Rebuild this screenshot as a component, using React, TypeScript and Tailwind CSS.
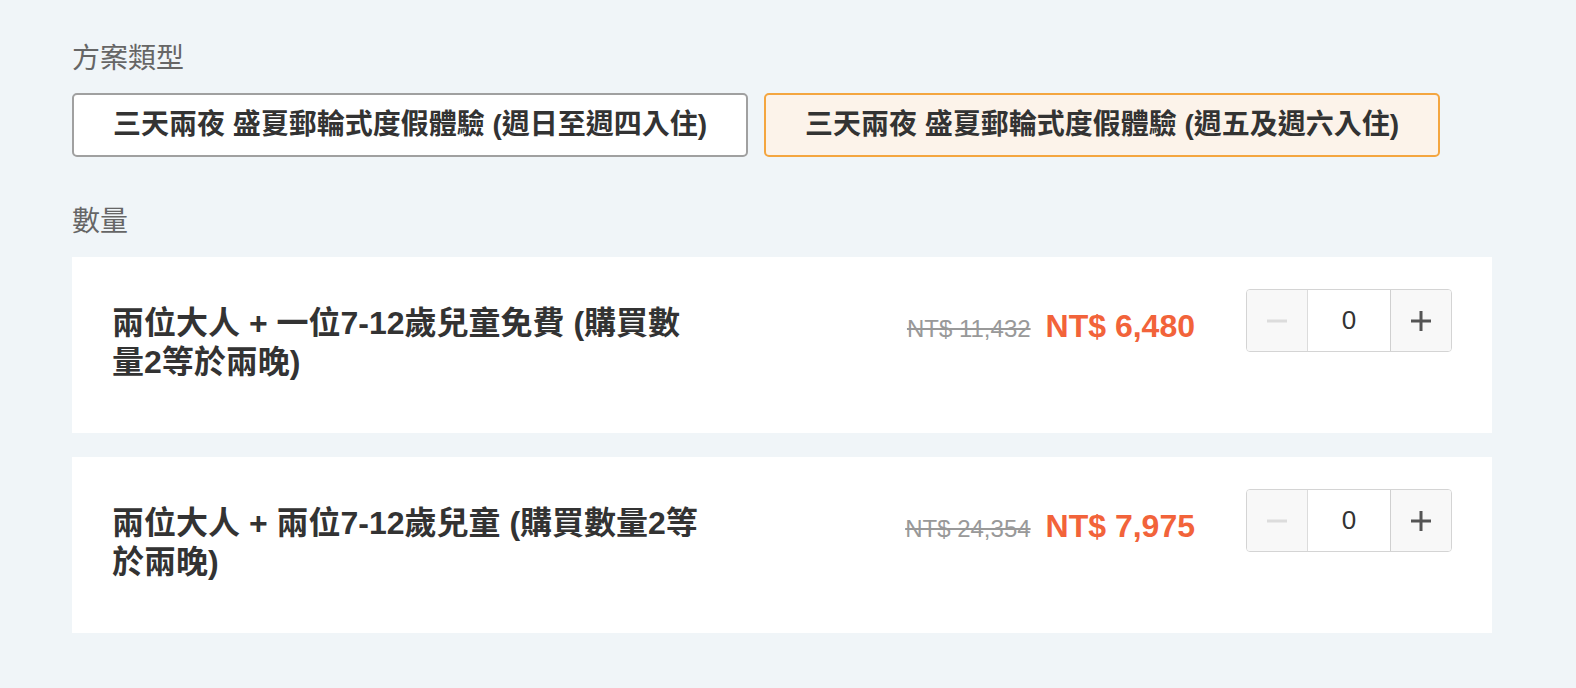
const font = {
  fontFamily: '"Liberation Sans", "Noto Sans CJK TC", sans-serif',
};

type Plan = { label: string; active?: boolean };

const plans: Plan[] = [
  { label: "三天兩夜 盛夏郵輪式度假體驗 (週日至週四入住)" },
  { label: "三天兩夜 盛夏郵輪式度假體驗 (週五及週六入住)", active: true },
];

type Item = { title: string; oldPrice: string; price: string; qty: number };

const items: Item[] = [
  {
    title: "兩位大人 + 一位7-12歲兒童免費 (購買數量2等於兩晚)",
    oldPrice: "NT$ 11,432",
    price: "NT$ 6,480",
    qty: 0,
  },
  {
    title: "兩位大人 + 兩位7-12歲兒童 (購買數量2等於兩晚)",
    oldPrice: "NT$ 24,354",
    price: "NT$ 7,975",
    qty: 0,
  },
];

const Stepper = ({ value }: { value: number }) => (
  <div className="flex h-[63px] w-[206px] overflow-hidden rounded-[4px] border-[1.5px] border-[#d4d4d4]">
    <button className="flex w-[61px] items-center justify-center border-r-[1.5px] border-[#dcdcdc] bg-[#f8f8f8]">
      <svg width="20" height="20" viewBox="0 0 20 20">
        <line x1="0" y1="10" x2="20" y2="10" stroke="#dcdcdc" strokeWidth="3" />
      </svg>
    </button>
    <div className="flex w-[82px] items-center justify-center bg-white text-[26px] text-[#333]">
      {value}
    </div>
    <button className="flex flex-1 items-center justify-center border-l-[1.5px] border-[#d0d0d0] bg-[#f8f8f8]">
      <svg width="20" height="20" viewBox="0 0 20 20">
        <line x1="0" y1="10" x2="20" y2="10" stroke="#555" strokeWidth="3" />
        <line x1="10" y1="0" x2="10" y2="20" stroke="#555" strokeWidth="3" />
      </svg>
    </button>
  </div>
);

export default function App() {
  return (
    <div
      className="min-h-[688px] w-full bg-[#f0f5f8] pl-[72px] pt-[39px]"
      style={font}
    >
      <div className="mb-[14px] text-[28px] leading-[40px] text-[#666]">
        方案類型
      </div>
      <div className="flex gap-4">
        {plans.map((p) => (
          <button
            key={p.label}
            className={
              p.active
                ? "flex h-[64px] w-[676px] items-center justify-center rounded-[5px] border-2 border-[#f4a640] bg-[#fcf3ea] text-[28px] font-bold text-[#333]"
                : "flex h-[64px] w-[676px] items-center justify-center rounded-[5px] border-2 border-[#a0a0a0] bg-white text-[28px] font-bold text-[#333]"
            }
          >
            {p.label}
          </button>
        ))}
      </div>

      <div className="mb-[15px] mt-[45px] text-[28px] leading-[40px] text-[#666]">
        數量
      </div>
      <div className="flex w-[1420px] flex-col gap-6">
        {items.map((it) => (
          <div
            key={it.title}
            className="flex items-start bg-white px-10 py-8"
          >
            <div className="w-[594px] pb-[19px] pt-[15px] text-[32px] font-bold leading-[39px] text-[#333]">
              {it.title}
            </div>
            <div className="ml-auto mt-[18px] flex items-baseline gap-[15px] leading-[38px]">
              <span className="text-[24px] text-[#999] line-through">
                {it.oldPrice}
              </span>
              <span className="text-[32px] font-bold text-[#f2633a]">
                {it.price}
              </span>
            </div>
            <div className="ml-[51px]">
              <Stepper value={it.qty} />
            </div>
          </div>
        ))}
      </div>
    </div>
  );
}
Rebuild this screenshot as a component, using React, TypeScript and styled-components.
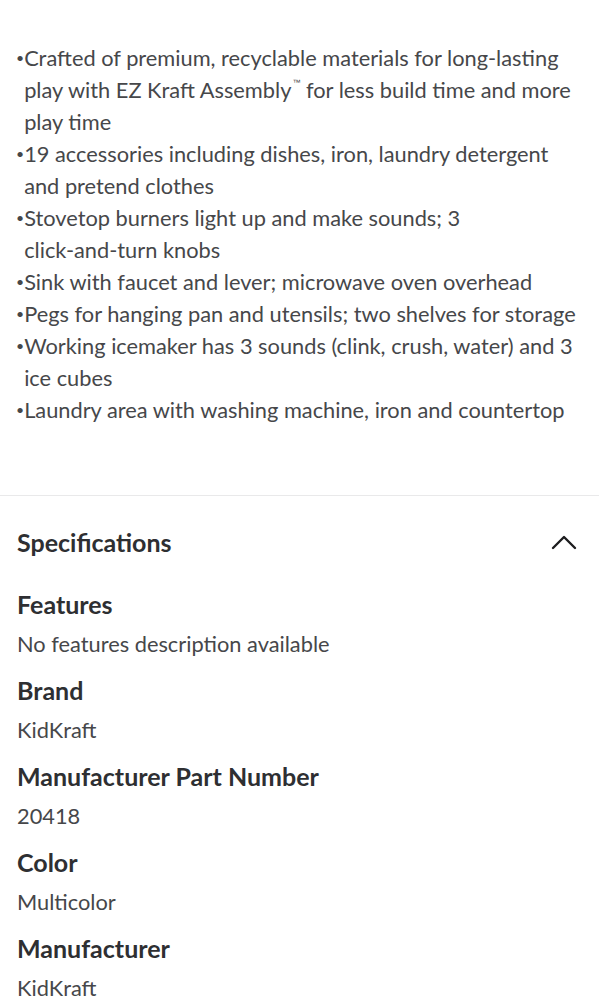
○ ○ ○ ○ ○
| Job |
Repeat the lines from where the entries begin to the line with "string; active?: boolean", both included. Any picture is left out.

| Complete answer |
Rebuild this screenshot as a component, using React, TypeScript and Tailwind CSS.
const font = {
  fontFamily: '"Liberation Sans", "Noto Sans CJK TC", sans-serif',
};

type Plan = { label: string; active?: boolean };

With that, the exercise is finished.